How successful they will be is likely to determine the electoral outcome in the 2019 parliamentary polls. Should they succeed in hammering out some sort of a coordinated strategy, for which efforts are now under way, the prospects of the BJP returning to power on its own will recede. It may still emerge as the single largest party by a wide margin, but a BJP government with, say, 199 seats will be completely different from a BJP government with 282, or even one with 272 seats.
Considering that it won 71 out of 80 seats in Uttar Pradesh in 2014, all 26 seats in Gujarat, all 25 in Rajasthan, 27 out of 29 in Madhya Pradesh, 10 out of 11 in Chhattisgarh, all five in Uttarakhand, and all seven in Delhi, it is fair to expect that the BJP cannot improve on its performance in those states. It can only slide from the peaks in those areas.
The question therefore is how precipitous the slide is going to be, and whether it can make up the numbers from elsewhere. Two large states, Maharashtra and Bihar, gave the BJP 45 seats last time. The electoral alignments in both states next time around may make a repeat performance hard to achieve; even in these, a slide is likely if unhappy allies go their own ways.
The BJP may be hoping to make some inroads, perhaps indirectly, into Tamil Nadu, but its own prospects in all of south India barring Karnataka are not looking promising. The coming state-assembly elections in Karnataka, where the BJP is in contention for power against the incumbent Congress government, will offer some indication of voter sentiment in that state.
Should the BJP fail to win Karnataka, its cloak of seeming invincibility will lie in tatters.
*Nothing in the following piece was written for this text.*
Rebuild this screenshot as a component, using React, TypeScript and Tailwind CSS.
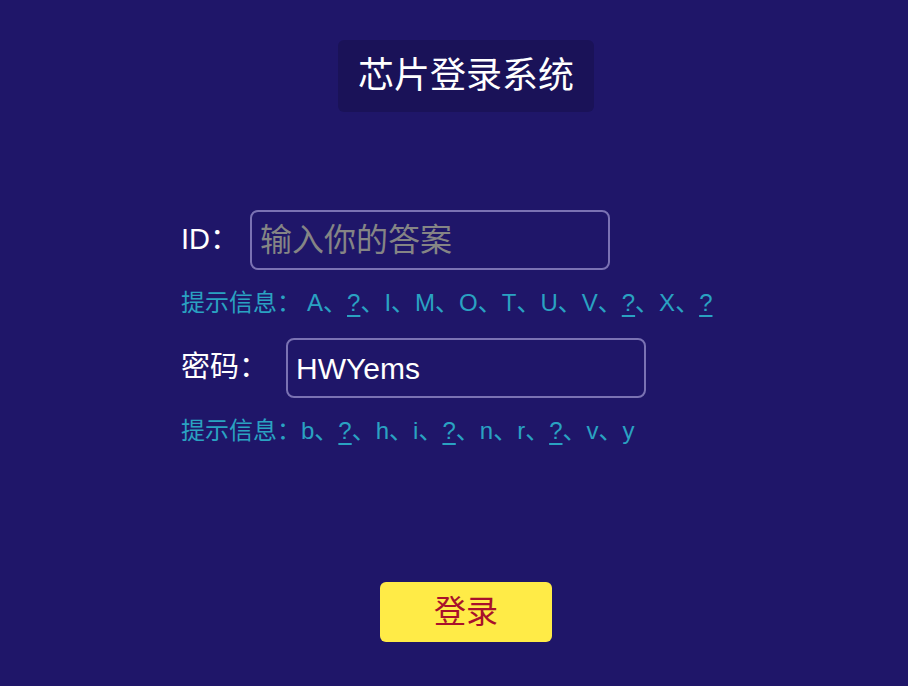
import React from "react";

const F = "font-['Liberation_Sans','Noto_Sans_CJK_SC',sans-serif]";

function Hint({ items, lead }: { items: string[]; lead?: boolean }) {
  return (
    <div className="mt-[17px] h-[32px] flex items-center text-[24px] text-[#2aa2c2] leading-[32px] whitespace-pre">
      <span>提示信息：</span>
      {lead ? <span className="w-[6px]" /> : null}
      {items.map((it, i) => (
        <React.Fragment key={i}>
          {it === "?" ? (
            <span className="underline underline-offset-[4px] decoration-[2px]">?</span>
          ) : (
            <span>{it}</span>
          )}
          {i < items.length - 1 ? <span>、</span> : null}
        </React.Fragment>
      ))}
    </div>
  );
}

export default function App() {
  return (
    <div className={`${F} w-[908px] h-[686px] bg-[#1f1669] flex flex-col items-center overflow-hidden pl-[24px]`}>
      <div className="mt-[40px] h-[72px] w-[256px] rounded-[6px] bg-[#1a1258] flex items-center justify-center text-white text-[36px]">
        芯片登录系统
      </div>
      <div className="w-[570px] flex flex-col mt-[98px]">
        <div className="flex items-center h-[60px]">
          <span className="text-white text-[29px] w-[69px]">ID：</span>
          <div className="w-[360px] h-[60px] rounded-[8px] border-2 border-[#7a72b3] flex items-center px-[8px]">
            <span className="text-[#858585] text-[32px]">输入你的答案</span>
          </div>
        </div>
        <Hint lead items={["A", "?", "I", "M", "O", "T", "U", "V", "?", "X", "?"]} />
        <div className="flex items-center h-[60px] mt-[19px]">
          <span className="text-white text-[29px] w-[105px]">密码：</span>
          <div className="w-[360px] h-[60px] rounded-[8px] border-2 border-[#7a72b3] flex items-center px-[8px]">
            <span className="text-white text-[30px]">HWYems</span>
          </div>
        </div>
        <Hint items={["b", "?", "h", "i", "?", "n", "r", "?", "v", "y"]} />
      </div>
      <div className="mt-[135px] w-[172px] h-[60px] rounded-[6px] bg-[#ffeb47] flex items-center justify-center text-[#a8112b] text-[32px]">
        登录
      </div>
    </div>
  );
}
The two state elections to follow, in Rajasthan and Madhya Pradesh, where the Indian National Congress remains the main opposition against the BJP, are expected to be challenging.
A year is a long time in politics, and it is possible that the BJP will recover by the time elections roll around … but a second term for Modi, which was looking certain even a month ago, is far less sure now.